- [EXERCISE DESCRIPTION]
From the entries below, copy every line that holds the word "html".

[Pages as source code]
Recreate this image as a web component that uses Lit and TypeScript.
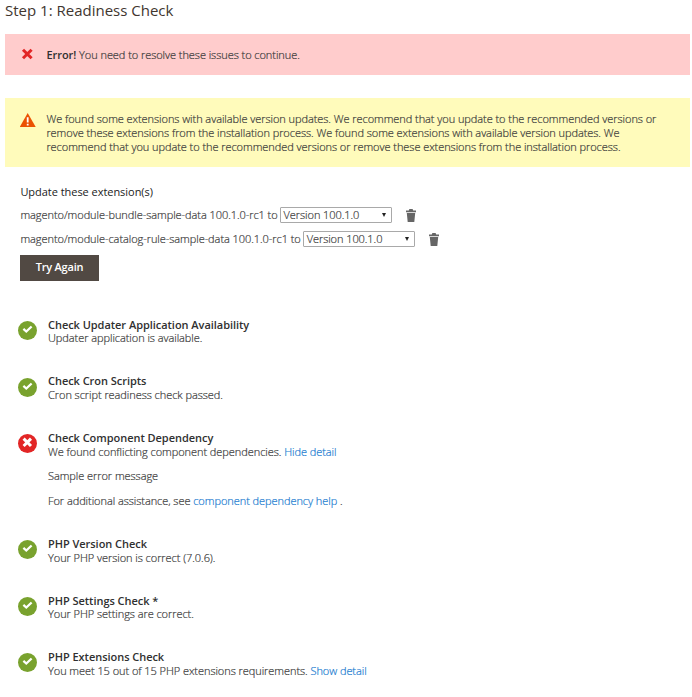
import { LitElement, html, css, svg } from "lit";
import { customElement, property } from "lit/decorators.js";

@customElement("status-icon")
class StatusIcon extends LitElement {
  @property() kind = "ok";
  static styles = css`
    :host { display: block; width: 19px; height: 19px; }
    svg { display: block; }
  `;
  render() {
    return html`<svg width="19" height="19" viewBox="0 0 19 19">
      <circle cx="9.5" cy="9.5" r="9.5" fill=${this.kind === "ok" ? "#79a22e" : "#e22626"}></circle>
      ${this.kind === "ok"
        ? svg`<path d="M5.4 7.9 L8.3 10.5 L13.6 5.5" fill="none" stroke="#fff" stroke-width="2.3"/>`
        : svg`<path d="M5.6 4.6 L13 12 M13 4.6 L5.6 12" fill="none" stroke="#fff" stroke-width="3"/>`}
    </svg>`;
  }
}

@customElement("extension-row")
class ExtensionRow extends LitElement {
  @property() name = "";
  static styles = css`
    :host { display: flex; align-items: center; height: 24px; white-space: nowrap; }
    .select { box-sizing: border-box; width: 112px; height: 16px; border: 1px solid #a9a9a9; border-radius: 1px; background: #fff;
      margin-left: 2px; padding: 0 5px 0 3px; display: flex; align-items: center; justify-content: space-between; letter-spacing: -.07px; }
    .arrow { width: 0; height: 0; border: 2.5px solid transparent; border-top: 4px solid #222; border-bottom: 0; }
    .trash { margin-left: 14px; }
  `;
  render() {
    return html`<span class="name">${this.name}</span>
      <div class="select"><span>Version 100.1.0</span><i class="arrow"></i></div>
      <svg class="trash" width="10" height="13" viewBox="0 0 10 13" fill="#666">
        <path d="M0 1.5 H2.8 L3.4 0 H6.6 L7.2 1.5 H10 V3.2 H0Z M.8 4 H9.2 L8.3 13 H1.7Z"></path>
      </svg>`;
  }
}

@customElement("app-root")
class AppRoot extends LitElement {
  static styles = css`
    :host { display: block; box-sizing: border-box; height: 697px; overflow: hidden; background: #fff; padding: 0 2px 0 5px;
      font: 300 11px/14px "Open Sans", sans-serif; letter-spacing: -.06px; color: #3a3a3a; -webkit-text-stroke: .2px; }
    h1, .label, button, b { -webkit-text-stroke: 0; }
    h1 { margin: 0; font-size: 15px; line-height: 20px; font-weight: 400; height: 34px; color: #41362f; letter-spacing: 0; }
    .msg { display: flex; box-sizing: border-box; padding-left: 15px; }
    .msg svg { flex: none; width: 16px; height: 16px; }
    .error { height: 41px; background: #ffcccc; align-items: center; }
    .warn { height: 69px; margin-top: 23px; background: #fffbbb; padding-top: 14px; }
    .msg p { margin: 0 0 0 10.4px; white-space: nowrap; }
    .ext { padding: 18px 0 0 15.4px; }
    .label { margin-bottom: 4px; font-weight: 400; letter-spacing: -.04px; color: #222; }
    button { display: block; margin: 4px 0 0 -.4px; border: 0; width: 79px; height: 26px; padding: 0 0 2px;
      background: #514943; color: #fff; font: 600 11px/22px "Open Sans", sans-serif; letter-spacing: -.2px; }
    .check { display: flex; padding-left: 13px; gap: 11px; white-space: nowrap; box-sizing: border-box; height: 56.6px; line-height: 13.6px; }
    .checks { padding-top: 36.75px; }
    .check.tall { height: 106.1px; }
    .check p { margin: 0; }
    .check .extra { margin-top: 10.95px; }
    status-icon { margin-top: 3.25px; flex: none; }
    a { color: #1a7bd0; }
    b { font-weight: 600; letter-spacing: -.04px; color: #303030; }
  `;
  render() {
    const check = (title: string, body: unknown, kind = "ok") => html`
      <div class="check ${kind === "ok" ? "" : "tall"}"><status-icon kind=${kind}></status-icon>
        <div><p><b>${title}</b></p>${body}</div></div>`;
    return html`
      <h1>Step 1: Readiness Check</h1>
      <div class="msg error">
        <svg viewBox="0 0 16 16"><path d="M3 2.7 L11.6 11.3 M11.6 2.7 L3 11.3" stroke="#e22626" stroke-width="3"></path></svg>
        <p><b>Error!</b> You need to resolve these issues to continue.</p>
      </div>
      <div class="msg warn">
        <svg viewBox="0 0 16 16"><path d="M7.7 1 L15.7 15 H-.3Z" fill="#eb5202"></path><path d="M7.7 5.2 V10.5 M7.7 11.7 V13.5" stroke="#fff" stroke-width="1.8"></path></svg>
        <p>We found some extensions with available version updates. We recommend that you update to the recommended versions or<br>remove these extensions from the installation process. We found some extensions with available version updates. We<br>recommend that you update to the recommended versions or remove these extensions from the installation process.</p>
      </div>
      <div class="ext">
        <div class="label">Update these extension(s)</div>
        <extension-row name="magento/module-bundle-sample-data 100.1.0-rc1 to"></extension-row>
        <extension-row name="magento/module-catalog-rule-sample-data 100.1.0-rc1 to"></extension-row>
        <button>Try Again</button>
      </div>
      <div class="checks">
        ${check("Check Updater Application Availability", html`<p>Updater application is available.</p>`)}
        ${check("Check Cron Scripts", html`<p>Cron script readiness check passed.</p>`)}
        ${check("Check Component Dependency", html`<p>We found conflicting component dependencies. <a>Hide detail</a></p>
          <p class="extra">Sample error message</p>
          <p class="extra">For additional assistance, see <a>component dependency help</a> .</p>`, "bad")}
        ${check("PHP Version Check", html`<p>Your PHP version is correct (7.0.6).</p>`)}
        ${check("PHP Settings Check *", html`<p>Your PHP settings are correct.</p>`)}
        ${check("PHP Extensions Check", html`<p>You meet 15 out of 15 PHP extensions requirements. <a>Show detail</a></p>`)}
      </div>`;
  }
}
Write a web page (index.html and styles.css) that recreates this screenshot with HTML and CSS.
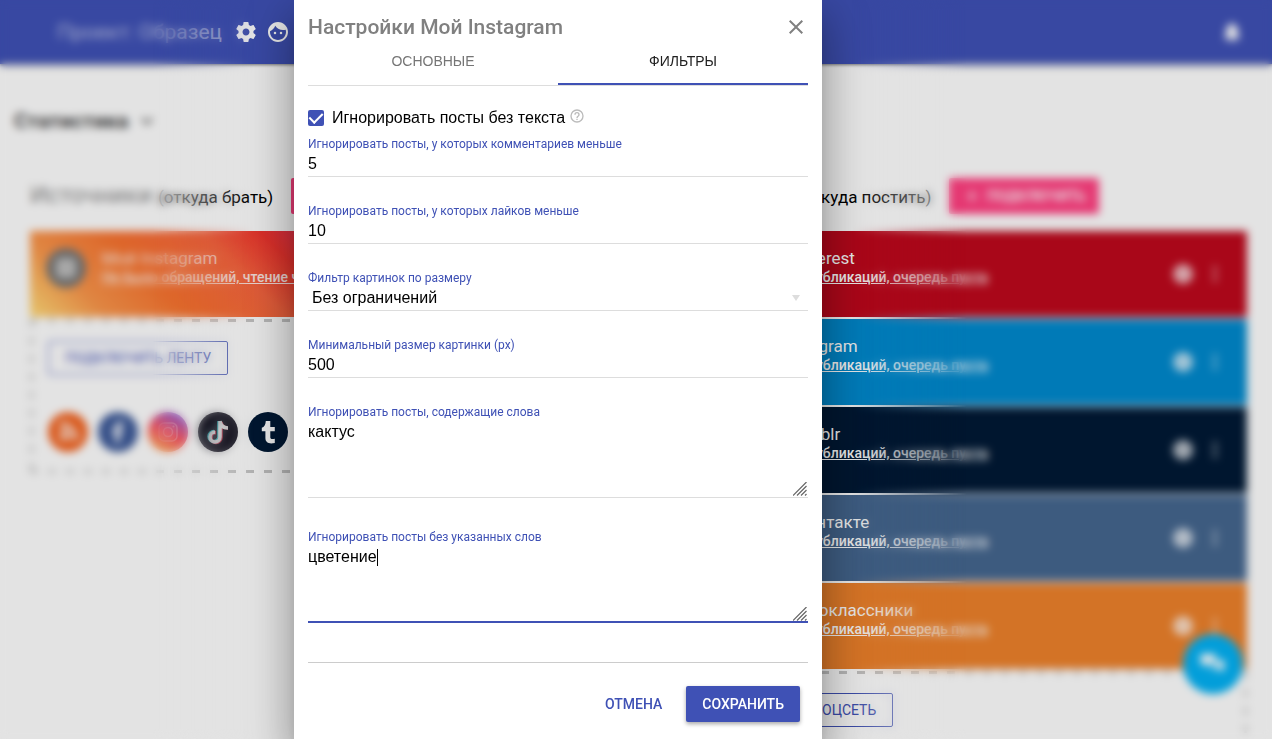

- [TASK OUTPUT]
import { LitElement, html, css, svg } from "lit";
    return html`<svg width="19" height="19" viewBox="0 0 19 19">
    return html`<span class="name">${this.name}</span>
    const check = (title: string, body: unknown, kind = "ok") => html`
    return html`
        ${check("Check Updater Application Availability", html`<p>Updater application is available.</p>`)}
        ${check("Check Cron Scripts", html`<p>Cron script readiness check passed.</p>`)}
        ${check("Check Component Dependency", html`<p>We found conflicting component dependencies. <a>Hide detail</a></p>
        ${check("PHP Version Check", html`<p>Your PHP version is correct (7.0.6).</p>`)}
        ${check("PHP Settings Check *", html`<p>Your PHP settings are correct.</p>`)}
        ${check("PHP Extensions Check", html`<p>You meet 15 out of 15 PHP extensions requirements. <a>Show detail</a></p>`)}
Write a web page (index.html and styles.css) that recreates this screenshot with HTML and CSS.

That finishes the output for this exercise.